政府は27日、中東への自衛隊派兵を閣議決定しました。防衛省設置法4条の「調査・研究」に基づくもので、国会審議も経ないまま、トランプ米政権の対イラン有志連合構想への参加要請に事実上、応えるもの。国会承認は必要とされておらず、歯止めのない派兵拡大につながる恐れがあります。
閣議決定を受け、河野太郎防衛相が派兵への準備指示を発令しました。護衛艦1隻で構成される部隊を新たに編成。アフリカ東部ジブチを拠点にソマリア沖で海賊対処にあたっている「海賊対処部隊」のP3C哨戒機2機を活用して、情報収集活動を行います。P3Cは来年1月下旬から活動を開始。護衛艦は「たかなみ」を送り、2月下旬から活動開始予定です。
派兵規模は護衛艦が約200人、哨戒機が約60人。派兵期間は27日から来年12月26日までの1年間とし、延長する場合は再度、閣議決定を行います。
派兵海域は、オマーン湾、アラビア海北部、イエメン沖バベルマンデブ海峡東側のアデン湾の3海域の公海。護衛艦が補給などを行う場合は、この3海域に面する港に寄港するとしました。
特定の枠組みには参加せず「我が国独自の取り組み」だとするものの、「諸外国等と必要な意思疎通や連携を行う」などとして、連絡要員をバーレーンの米中央軍司令部に派遣し、連携を図ります。
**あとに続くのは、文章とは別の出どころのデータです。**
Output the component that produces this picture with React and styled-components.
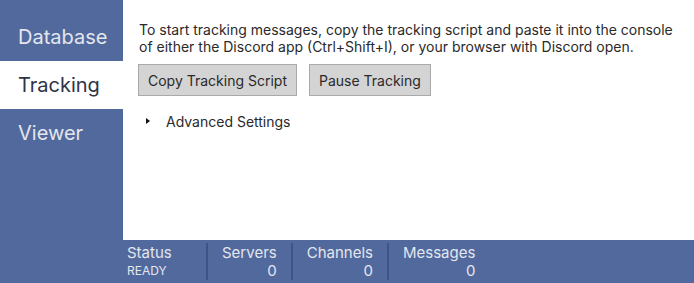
import React from 'react'
import styled, { createGlobalStyle } from 'styled-components'

const Global = createGlobalStyle`
    html, body {
        margin: 0;
        padding: 0;
        height: 100%;
        overflow: hidden;
    }
    body {
        font-family: Inter, "Noto Sans", sans-serif;
    }
    #root {
        height: 100%;
    }
`

const Page = styled.div`
    display: grid;
    grid-template-columns: 123px 1fr;
    grid-template-rows: 1fr 43px;
    height: 283px;
    width: 694px;
    background-color: #52699d;
`

const Sidebar = styled.nav`
    grid-row: 1 / 3;
    display: flex;
    flex-direction: column;
    padding-top: 13px;
`

const NavItem = styled.div`
    height: 48px;
    display: flex;
    align-items: center;
    padding-left: 18px;
    font-size: 20px;
    color: ${props => props.active ? '#2f3446' : '#e3e6ee'};
    background-color: ${props => props.active ? '#ffffff' : 'transparent'};
    cursor: pointer;
`

const Content = styled.main`
    background-color: #ffffff;
    padding: 21px 16px 0 16px;
    font-size: 14px;
    color: #2a2a2a;
`

const Intro = styled.p`
    margin: 0;
    line-height: 17px;
`

const Buttons = styled.div`
    display: flex;
    gap: 12px;
    margin-top: 9px;
    margin-left: -1px;
`

const Button = styled.button`
    height: 32px;
    padding: 0 9px;
    font-family: inherit;
    font-size: 14px;
    color: #2a2a2a;
    background-color: #d4d4d4;
    border: 1px solid #a9a9a9;
    border-radius: 0;
`

const Details = styled.details`
    margin-top: 15px;
`

const Summary = styled.summary`
    list-style: none;
    display: flex;
    align-items: center;
    gap: 16px;
    padding-left: 7px;
    height: 20px;
    cursor: pointer;
    &::-webkit-details-marker {
        display: none;
    }
`

const Arrow = styled.span`
    width: 0;
    height: 0;
    border-top: 3.5px solid transparent;
    border-bottom: 3.5px solid transparent;
    border-left: 4px solid #111;
`

const StatusBar = styled.footer`
    display: flex;
    padding: 3px 0 3px 4px;
    color: #e3e6ee;
`

const Stat = styled.div`
    display: flex;
    flex-direction: column;
    min-width: ${props => props.width || 0}px;
    padding: ${props => props.first ? '0' : '0 14px 0 14px'};
    border-right: ${props => props.last ? 'none' : '2px solid #3f5386'};
`

const StatLabel = styled.div`
    font-size: 15px;
    line-height: 19px;
`

const StatValue = styled.div`
    font-size: ${props => props.small ? '12px' : '15px'};
    line-height: 18px;
    text-align: ${props => props.small ? 'left' : 'right'};
`

export default function App () {
    return (
        <Page>
            <Global />
            <Sidebar>
                <NavItem>Database</NavItem>
                <NavItem active>Tracking</NavItem>
                <NavItem>Viewer</NavItem>
            </Sidebar>
            <Content>
                <Intro>
                    To start tracking messages, copy the tracking script and paste it into the console of either the Discord app (Ctrl+Shift+I), or your browser with Discord open.
                </Intro>
                <Buttons>
                    <Button>Copy Tracking Script</Button>
                    <Button>Pause Tracking</Button>
                </Buttons>
                <Details>
                    <Summary><Arrow />Advanced Settings</Summary>
                </Details>
            </Content>
            <StatusBar>
                <Stat first width={79}>
                    <StatLabel>Status</StatLabel>
                    <StatValue small>READY</StatValue>
                </Stat>
                <Stat>
                    <StatLabel>Servers</StatLabel>
                    <StatValue>0</StatValue>
                </Stat>
                <Stat>
                    <StatLabel>Channels</StatLabel>
                    <StatValue>0</StatValue>
                </Stat>
                <Stat last>
                    <StatLabel>Messages</StatLabel>
                    <StatValue>0</StatValue>
                </Stat>
            </StatusBar>
        </Page>
    )
}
不測事態や状況変化には、自衛隊法82条に基づく「海上警備行動」を発令。日本船籍や日本向けの荷を載せた船舶などの護衛が可能で、正当防衛で武器使用も認められます。自衛隊が他国との武力紛争に巻き込まれ、憲法違反の海外での武力行使につながる恐れもあります。
2020年度の派兵関連予算は、燃料費や人件費など約47億円を計上しています。